* [Your instructions]: Hunt for the word "React" across the entries below, copying each line that holds it.

+++++

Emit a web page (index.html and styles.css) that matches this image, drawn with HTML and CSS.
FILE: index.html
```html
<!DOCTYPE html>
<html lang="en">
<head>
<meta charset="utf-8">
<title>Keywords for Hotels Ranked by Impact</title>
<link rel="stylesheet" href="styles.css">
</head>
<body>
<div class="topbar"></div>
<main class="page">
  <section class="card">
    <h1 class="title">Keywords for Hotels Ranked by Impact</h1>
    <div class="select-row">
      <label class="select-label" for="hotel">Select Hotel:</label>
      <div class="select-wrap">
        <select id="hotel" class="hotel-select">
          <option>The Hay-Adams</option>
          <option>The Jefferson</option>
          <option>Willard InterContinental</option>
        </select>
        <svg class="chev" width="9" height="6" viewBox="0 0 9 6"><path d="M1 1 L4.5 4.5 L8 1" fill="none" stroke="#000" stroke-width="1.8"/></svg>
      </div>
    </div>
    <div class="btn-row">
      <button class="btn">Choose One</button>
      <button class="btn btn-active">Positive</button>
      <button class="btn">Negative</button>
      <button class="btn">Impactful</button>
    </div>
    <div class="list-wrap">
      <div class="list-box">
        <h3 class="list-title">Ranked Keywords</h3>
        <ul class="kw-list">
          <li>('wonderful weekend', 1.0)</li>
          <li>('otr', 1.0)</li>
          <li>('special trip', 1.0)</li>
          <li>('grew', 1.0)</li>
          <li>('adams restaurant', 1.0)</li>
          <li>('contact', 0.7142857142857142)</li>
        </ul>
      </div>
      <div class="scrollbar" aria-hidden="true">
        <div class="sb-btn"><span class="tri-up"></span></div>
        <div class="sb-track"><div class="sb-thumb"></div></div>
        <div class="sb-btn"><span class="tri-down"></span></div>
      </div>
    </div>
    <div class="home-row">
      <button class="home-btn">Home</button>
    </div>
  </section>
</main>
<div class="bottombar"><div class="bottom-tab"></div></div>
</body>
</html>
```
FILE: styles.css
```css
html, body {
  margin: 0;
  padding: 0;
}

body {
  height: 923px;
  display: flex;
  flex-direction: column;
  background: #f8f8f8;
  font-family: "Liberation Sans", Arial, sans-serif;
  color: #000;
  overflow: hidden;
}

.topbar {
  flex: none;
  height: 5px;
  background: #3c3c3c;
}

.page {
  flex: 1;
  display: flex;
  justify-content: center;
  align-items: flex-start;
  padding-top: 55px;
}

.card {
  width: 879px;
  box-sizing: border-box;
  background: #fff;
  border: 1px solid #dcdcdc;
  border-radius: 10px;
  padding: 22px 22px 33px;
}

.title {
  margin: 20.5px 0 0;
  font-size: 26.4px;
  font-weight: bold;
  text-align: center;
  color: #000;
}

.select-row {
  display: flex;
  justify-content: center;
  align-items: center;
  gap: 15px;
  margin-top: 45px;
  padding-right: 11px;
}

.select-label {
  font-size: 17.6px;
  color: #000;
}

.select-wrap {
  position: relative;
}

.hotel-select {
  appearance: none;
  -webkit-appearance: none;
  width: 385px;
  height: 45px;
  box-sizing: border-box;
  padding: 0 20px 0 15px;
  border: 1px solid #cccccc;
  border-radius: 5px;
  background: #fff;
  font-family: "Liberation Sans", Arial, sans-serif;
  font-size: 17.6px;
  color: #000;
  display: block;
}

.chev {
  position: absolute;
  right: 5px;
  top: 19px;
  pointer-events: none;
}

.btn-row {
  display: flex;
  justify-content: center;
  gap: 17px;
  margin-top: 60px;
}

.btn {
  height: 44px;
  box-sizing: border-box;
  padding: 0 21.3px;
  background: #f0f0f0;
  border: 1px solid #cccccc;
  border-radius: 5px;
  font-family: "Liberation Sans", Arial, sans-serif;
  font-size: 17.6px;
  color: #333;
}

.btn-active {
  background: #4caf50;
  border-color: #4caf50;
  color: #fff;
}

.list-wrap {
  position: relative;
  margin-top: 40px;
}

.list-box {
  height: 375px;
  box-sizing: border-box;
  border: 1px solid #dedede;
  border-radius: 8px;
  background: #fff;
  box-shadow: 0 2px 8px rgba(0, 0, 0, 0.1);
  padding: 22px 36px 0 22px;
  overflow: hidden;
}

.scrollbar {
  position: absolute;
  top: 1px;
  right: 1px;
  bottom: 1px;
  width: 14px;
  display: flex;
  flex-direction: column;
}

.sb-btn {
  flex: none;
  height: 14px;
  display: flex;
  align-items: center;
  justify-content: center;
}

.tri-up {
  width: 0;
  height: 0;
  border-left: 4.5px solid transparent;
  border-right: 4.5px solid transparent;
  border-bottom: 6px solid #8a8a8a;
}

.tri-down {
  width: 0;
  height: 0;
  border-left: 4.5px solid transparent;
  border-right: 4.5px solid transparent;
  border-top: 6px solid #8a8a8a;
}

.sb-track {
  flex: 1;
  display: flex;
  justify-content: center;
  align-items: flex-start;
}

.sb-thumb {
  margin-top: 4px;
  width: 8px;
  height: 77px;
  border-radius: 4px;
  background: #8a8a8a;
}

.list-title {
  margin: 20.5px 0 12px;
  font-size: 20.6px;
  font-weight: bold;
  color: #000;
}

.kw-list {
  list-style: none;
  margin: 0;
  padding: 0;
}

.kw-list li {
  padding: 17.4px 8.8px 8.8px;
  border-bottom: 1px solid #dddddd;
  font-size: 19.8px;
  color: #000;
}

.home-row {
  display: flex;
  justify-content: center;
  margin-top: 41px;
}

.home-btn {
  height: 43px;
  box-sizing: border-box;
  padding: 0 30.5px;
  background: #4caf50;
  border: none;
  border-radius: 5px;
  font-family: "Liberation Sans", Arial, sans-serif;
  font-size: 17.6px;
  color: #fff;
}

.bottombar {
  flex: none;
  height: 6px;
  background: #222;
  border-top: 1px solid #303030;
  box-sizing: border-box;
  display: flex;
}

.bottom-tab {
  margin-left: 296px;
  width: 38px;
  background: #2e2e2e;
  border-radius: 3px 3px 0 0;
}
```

+++++

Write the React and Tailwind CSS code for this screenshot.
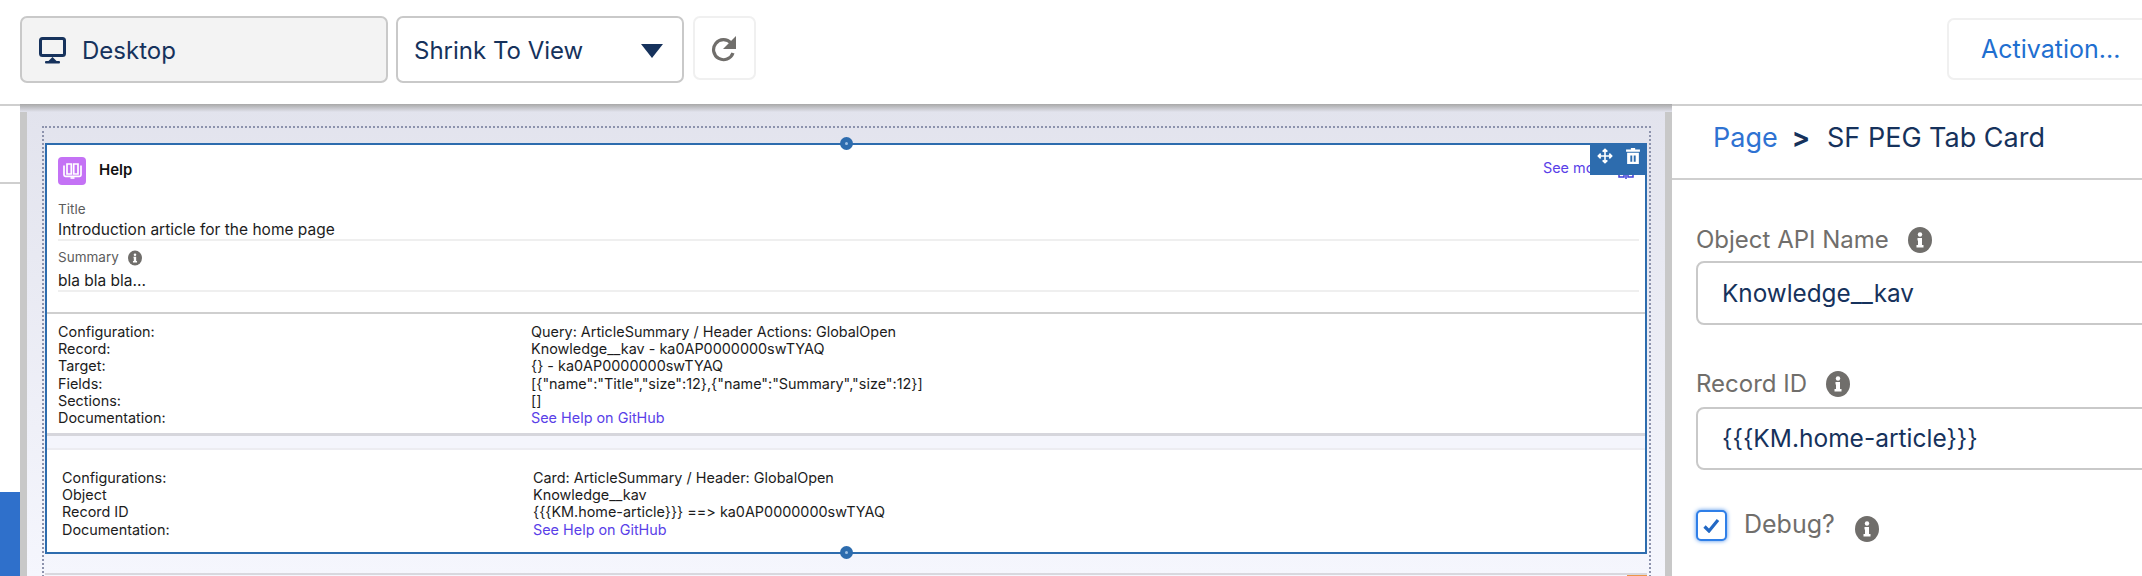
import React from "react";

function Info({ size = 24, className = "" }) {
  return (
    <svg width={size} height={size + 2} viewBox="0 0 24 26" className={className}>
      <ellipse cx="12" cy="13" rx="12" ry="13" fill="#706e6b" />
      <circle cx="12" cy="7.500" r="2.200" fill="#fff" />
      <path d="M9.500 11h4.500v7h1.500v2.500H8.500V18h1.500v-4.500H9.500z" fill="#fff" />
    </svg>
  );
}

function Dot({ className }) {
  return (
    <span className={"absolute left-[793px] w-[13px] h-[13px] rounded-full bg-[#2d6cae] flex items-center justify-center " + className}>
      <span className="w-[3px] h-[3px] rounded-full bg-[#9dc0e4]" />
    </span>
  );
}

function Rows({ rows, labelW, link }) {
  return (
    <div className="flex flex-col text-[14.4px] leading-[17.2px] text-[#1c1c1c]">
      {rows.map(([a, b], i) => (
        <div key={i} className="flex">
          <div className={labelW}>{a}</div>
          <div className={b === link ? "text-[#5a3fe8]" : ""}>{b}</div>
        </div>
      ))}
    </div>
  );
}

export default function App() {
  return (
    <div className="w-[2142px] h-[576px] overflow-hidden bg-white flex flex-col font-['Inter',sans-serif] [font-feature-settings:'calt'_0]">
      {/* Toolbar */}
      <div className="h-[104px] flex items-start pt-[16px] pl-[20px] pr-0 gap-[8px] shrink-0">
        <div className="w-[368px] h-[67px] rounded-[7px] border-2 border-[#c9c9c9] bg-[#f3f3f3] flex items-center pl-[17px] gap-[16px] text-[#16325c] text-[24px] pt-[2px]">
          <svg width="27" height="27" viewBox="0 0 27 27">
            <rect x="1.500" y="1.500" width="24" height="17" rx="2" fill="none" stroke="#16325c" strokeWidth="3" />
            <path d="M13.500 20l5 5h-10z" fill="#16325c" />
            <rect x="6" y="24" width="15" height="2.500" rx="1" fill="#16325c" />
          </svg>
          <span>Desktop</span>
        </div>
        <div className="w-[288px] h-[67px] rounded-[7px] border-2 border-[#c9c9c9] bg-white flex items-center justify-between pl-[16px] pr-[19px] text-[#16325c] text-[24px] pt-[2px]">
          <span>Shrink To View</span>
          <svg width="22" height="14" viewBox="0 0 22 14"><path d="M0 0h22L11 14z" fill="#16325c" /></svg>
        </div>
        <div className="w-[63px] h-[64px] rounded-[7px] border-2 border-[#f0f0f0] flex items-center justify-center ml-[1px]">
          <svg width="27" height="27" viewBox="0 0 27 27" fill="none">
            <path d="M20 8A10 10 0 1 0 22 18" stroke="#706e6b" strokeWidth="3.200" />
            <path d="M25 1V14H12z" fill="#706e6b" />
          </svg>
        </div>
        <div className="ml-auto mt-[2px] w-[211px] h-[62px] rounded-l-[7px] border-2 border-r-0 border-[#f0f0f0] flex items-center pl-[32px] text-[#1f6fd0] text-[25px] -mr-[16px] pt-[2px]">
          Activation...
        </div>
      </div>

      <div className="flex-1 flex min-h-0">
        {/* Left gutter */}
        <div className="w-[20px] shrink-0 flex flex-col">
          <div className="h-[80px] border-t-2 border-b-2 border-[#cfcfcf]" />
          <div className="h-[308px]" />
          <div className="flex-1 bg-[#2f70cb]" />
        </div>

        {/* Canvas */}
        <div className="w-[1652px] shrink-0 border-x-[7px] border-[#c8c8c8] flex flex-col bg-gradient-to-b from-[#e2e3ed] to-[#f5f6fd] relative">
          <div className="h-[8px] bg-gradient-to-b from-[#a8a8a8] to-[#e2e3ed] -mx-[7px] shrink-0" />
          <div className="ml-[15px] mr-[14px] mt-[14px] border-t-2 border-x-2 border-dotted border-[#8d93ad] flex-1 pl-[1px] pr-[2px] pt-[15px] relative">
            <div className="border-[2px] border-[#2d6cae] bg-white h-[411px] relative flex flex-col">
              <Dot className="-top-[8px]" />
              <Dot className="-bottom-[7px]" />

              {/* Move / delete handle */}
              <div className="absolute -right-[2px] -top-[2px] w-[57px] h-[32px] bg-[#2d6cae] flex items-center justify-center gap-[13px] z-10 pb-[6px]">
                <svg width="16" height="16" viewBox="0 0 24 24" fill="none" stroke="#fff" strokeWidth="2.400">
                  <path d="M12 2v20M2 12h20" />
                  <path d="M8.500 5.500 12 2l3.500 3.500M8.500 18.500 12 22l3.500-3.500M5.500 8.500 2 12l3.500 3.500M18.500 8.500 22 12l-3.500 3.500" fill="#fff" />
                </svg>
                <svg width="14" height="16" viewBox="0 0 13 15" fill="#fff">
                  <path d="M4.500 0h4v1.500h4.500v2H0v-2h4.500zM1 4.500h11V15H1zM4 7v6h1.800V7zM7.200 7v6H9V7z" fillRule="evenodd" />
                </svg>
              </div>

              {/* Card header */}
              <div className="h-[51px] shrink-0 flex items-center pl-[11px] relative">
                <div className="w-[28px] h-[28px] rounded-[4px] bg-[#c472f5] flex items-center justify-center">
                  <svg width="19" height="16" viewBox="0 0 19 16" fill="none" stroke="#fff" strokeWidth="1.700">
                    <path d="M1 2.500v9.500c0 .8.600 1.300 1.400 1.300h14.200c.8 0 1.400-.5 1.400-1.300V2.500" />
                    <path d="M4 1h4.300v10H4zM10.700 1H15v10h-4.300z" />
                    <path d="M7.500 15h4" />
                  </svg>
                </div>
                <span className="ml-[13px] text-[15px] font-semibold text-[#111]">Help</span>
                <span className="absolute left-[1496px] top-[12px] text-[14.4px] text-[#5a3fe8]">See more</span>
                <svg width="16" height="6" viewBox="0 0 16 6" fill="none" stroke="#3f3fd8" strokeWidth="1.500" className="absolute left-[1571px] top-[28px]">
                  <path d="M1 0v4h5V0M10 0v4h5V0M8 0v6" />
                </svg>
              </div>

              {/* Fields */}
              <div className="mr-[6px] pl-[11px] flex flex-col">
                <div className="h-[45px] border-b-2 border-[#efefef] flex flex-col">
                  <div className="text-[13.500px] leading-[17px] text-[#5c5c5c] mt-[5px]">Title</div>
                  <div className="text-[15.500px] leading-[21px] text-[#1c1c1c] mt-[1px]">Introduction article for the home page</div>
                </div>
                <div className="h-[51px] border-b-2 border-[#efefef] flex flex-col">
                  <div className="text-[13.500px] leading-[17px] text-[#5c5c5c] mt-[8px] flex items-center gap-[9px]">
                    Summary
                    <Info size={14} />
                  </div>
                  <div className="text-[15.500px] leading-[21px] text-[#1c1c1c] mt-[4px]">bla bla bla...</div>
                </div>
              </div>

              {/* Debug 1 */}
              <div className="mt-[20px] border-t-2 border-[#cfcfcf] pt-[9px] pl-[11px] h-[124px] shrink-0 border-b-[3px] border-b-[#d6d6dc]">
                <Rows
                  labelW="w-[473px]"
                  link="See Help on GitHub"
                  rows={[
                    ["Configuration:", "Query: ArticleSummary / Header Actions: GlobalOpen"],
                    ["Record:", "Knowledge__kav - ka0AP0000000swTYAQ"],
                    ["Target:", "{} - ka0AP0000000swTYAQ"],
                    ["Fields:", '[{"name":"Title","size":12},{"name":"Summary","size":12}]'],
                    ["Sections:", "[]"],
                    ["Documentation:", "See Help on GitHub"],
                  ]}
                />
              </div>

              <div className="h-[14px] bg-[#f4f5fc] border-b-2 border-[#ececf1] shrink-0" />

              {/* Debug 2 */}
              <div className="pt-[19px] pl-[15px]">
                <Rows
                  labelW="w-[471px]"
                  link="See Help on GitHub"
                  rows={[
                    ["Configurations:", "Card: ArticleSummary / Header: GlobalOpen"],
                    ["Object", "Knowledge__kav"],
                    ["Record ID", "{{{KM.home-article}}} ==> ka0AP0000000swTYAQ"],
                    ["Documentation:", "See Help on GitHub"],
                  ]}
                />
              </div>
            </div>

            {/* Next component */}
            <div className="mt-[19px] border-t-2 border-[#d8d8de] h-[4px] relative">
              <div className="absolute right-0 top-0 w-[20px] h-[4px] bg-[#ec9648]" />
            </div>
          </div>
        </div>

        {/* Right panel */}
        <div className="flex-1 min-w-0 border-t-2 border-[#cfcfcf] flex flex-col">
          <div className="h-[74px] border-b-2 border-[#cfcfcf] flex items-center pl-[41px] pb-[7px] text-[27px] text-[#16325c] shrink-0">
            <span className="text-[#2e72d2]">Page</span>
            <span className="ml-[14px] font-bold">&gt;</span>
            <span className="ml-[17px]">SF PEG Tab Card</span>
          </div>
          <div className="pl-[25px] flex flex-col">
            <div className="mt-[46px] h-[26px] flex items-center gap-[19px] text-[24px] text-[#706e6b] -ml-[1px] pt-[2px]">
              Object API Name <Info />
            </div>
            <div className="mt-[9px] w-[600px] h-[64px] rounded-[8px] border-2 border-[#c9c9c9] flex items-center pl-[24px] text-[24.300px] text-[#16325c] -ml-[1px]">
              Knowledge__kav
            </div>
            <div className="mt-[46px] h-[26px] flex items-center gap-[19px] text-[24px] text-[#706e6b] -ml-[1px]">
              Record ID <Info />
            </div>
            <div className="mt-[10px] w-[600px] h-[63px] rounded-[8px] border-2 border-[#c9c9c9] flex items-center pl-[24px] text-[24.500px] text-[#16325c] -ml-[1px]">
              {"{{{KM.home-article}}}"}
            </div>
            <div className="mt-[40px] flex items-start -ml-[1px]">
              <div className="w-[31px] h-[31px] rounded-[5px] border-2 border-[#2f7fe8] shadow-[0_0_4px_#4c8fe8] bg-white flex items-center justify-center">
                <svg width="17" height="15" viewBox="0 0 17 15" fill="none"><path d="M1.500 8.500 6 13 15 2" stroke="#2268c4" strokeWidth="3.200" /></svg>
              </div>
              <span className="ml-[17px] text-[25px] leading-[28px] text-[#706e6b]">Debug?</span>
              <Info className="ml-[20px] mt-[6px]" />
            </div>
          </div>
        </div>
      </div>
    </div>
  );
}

+++++

* [Completed exercise]:
Write the React and Tailwind CSS code for this screenshot.
import React from "react";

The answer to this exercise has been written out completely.